--- Begin Exercise input ---

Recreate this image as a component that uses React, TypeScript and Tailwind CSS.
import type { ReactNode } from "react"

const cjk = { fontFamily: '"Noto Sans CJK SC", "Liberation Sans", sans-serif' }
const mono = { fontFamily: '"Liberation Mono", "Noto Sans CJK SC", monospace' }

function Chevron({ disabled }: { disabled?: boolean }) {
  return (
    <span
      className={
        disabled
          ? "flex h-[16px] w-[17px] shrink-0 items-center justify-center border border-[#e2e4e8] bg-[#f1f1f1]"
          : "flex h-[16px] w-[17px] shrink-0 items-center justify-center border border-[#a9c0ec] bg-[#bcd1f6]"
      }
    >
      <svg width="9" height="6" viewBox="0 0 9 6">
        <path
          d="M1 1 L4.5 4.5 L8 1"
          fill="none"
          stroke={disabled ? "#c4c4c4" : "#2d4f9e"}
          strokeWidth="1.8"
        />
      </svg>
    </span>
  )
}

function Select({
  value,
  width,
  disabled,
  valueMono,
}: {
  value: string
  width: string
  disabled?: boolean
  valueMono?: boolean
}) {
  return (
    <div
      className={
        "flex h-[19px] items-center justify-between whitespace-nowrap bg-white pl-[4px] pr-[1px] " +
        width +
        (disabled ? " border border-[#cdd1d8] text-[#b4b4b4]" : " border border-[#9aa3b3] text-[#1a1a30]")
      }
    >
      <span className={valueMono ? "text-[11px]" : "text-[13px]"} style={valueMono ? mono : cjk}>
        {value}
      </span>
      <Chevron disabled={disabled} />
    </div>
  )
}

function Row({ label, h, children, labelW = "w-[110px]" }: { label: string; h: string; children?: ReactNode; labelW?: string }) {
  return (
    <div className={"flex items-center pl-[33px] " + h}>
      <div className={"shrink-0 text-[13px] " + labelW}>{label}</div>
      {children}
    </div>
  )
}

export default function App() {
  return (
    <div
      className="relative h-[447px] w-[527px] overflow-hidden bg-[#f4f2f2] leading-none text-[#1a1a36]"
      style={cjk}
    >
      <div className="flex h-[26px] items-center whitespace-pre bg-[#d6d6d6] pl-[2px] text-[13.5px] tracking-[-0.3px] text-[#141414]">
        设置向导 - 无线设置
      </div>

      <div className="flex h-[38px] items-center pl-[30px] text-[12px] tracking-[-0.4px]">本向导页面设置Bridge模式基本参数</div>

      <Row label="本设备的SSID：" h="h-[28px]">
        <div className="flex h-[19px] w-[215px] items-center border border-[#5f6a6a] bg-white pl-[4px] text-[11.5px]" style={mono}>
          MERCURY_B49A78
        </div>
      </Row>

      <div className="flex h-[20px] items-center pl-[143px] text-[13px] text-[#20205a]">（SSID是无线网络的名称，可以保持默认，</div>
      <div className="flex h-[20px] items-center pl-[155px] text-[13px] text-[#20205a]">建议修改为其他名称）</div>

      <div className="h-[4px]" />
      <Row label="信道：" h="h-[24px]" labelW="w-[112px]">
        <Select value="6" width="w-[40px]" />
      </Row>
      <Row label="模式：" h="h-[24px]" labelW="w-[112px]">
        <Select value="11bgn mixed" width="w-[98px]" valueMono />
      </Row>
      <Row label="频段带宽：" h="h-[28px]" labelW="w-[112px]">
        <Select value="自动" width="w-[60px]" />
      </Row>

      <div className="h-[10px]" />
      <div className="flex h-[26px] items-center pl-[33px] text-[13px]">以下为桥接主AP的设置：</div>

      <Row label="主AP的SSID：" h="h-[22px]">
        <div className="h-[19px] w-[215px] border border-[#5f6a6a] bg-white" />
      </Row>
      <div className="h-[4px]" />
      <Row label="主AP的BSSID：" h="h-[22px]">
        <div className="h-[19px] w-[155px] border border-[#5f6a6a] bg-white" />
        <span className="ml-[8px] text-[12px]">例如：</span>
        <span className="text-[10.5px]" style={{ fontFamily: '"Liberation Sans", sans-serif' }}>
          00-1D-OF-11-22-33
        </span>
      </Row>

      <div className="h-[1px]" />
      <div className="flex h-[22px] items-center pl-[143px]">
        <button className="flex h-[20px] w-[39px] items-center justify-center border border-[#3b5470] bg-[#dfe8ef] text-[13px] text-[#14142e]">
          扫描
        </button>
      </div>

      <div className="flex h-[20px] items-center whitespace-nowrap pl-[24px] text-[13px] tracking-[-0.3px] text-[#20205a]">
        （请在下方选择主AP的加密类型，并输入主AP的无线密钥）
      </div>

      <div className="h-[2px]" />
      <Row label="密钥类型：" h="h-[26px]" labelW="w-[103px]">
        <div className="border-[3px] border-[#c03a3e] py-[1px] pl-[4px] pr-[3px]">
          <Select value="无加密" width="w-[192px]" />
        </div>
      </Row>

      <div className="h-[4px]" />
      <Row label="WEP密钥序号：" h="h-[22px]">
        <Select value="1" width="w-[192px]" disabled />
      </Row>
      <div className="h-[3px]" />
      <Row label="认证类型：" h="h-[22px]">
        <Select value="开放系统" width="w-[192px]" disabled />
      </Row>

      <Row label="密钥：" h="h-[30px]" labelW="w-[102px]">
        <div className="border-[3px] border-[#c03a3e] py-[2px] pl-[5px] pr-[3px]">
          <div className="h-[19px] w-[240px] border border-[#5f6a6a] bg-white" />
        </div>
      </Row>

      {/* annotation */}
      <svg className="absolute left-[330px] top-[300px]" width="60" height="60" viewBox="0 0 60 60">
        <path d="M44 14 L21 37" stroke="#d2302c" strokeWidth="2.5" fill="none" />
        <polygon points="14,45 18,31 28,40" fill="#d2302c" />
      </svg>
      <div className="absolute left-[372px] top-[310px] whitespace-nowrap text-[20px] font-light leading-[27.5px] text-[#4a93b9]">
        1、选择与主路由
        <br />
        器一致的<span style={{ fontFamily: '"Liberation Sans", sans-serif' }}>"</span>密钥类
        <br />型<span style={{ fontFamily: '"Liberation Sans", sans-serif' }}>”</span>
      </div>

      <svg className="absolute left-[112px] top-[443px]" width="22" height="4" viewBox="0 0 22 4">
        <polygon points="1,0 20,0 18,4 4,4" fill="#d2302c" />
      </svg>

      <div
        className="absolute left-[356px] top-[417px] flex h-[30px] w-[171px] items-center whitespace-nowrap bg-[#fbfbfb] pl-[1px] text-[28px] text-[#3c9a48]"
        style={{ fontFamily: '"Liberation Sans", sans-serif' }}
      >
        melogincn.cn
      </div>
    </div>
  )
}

--- End Exercise input ---
--- Begin Exercise input ---

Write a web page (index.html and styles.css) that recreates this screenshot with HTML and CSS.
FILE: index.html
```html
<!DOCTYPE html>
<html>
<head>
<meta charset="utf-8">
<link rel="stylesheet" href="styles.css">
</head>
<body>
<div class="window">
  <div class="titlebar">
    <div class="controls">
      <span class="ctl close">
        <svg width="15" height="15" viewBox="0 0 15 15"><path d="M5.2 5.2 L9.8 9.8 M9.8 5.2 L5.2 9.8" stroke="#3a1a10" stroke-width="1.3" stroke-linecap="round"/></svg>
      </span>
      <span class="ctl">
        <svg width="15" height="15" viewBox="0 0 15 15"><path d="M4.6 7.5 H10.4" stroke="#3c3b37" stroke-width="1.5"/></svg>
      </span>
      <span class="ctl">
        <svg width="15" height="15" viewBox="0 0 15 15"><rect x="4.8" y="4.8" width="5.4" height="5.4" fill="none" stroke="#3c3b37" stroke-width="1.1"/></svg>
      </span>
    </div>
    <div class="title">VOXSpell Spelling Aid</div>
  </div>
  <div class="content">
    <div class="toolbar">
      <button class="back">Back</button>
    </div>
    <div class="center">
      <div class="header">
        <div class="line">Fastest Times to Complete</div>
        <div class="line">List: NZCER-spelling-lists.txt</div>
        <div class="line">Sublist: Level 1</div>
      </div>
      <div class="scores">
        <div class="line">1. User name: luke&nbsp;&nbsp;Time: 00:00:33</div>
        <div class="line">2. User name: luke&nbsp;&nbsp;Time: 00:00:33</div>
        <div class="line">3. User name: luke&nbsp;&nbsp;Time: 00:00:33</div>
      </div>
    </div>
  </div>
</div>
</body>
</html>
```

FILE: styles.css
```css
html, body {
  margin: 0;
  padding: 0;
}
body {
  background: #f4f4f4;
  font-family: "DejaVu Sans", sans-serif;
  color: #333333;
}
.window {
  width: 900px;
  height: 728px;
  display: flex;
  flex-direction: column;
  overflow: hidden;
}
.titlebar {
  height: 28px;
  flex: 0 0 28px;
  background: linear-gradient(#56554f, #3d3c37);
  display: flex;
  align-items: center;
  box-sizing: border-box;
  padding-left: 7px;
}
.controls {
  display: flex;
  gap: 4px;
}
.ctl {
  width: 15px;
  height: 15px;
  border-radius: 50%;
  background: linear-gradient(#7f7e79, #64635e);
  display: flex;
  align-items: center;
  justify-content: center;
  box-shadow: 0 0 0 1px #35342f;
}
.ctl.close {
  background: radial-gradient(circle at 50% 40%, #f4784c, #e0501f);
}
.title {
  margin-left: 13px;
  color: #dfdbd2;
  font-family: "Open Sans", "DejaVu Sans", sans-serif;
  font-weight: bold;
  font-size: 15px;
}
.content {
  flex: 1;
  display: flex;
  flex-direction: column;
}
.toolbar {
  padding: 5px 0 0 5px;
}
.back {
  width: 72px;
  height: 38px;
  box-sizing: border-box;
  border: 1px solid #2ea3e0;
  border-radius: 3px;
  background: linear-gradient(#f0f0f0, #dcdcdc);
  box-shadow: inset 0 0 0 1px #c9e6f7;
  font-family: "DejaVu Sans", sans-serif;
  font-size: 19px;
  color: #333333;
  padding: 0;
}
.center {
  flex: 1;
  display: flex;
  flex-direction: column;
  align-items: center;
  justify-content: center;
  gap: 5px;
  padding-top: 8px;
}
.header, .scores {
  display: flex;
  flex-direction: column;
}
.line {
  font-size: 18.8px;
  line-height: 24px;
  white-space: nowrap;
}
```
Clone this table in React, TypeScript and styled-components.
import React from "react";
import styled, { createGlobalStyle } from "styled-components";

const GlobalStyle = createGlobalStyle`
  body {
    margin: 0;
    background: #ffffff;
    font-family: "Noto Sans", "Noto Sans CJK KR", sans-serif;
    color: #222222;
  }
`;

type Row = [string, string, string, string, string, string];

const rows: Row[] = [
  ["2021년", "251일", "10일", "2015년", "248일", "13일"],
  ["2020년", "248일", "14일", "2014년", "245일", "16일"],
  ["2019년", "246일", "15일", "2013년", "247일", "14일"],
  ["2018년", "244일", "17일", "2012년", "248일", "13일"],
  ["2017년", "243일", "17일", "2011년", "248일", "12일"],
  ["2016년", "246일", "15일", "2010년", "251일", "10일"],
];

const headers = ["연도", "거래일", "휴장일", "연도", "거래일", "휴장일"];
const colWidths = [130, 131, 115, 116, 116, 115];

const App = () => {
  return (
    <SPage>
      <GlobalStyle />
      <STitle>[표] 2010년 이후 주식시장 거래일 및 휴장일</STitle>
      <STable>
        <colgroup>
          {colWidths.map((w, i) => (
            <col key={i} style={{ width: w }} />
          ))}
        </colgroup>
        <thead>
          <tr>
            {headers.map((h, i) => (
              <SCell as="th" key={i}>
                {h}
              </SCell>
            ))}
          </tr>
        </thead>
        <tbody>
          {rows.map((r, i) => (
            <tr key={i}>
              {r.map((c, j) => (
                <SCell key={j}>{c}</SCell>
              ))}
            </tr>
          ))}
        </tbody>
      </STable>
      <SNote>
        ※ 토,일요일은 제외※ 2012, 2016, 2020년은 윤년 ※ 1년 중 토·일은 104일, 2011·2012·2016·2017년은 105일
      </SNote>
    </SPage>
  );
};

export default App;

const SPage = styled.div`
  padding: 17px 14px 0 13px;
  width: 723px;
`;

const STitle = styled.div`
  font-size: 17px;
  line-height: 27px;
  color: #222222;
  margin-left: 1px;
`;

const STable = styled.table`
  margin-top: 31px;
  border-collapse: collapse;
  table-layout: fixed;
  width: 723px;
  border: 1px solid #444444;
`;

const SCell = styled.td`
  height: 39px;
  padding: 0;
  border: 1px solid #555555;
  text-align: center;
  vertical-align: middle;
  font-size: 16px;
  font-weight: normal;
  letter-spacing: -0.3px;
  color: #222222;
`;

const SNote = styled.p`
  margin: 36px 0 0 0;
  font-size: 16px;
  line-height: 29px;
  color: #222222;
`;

--- End Exercise input ---
--- Begin Exercise input ---

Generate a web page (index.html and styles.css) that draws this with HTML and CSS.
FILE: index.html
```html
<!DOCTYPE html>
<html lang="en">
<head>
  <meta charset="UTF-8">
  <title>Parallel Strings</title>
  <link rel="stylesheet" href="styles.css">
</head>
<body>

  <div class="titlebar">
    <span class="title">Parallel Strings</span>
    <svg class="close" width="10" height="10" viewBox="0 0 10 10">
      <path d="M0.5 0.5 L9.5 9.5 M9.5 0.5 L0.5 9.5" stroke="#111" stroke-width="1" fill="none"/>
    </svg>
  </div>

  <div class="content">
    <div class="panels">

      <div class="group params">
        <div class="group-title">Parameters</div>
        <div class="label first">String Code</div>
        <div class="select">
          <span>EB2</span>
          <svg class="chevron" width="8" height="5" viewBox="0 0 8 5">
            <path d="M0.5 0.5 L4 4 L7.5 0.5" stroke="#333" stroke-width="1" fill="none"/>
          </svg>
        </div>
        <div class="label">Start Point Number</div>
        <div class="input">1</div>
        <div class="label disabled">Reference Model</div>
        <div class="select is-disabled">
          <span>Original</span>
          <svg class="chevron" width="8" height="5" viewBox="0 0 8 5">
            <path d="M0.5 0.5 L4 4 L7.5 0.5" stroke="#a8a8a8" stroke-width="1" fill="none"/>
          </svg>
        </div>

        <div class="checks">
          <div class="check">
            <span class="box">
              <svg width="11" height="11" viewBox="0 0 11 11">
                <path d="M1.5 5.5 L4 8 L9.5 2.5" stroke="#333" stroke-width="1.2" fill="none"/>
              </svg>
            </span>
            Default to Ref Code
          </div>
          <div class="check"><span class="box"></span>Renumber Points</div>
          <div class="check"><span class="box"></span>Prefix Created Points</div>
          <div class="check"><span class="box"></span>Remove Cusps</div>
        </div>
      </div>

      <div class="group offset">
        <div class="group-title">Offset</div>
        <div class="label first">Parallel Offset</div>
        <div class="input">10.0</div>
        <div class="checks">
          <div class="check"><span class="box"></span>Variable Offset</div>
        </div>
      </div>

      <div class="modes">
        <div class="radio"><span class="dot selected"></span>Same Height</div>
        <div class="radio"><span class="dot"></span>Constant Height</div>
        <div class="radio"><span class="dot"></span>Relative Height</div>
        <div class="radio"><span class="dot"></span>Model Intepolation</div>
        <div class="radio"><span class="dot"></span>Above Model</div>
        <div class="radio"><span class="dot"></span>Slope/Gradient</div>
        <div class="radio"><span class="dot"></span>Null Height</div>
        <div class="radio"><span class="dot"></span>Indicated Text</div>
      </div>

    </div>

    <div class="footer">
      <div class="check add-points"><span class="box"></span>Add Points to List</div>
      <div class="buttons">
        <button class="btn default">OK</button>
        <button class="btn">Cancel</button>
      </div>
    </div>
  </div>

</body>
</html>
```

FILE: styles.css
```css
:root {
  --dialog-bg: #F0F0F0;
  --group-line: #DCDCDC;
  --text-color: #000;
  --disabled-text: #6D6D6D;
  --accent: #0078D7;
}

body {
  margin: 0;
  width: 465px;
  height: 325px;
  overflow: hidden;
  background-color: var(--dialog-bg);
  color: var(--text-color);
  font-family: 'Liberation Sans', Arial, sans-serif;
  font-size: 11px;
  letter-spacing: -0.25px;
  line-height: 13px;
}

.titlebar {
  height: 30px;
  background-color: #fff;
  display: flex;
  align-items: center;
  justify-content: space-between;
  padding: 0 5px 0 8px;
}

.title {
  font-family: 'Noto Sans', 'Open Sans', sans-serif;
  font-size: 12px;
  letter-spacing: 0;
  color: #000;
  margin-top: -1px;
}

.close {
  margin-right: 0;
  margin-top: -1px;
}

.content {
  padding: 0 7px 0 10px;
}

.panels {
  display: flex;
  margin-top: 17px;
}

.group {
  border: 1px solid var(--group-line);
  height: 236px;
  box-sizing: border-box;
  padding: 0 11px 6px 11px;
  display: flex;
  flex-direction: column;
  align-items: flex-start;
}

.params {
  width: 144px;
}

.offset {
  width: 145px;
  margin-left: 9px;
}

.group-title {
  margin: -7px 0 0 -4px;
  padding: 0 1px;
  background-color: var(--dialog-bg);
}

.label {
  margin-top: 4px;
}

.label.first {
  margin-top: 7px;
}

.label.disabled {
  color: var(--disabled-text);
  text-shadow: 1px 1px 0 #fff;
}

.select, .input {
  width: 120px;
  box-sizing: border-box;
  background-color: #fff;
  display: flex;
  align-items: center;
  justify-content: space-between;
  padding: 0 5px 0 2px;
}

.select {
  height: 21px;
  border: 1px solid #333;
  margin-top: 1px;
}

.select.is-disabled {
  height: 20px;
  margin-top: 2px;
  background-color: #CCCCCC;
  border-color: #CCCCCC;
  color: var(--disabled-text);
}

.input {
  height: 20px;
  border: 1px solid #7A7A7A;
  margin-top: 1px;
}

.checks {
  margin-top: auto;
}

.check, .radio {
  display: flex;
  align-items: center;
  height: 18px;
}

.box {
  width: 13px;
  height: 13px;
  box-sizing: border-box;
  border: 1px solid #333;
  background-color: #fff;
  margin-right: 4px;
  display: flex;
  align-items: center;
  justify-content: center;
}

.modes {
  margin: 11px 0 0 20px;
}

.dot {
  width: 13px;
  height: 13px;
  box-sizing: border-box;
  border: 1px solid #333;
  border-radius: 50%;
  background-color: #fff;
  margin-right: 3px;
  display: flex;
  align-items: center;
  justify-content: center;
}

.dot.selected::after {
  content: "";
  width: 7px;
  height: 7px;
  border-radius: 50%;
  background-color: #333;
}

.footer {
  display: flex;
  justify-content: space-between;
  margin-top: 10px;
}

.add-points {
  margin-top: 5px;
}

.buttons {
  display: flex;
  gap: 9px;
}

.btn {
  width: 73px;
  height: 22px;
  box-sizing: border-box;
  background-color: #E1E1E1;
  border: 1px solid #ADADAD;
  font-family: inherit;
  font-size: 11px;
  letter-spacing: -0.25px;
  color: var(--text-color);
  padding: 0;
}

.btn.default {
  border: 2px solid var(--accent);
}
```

--- End Exercise input ---

Nothing beyond the lines starting at the line containing "Clone this table" and ending at the line containing "type Row = [string, string, string, string, string, string];" is to be reproduced; reproduce those lines exactly, both ends included.

Clone this table in React, TypeScript and styled-components.
import React from "react";
import styled, { createGlobalStyle } from "styled-components";

const GlobalStyle = createGlobalStyle`
  body {
    margin: 0;
    background: #ffffff;
    font-family: "Noto Sans", "Noto Sans CJK KR", sans-serif;
    color: #222222;
  }
`;

type Row = [string, string, string, string, string, string];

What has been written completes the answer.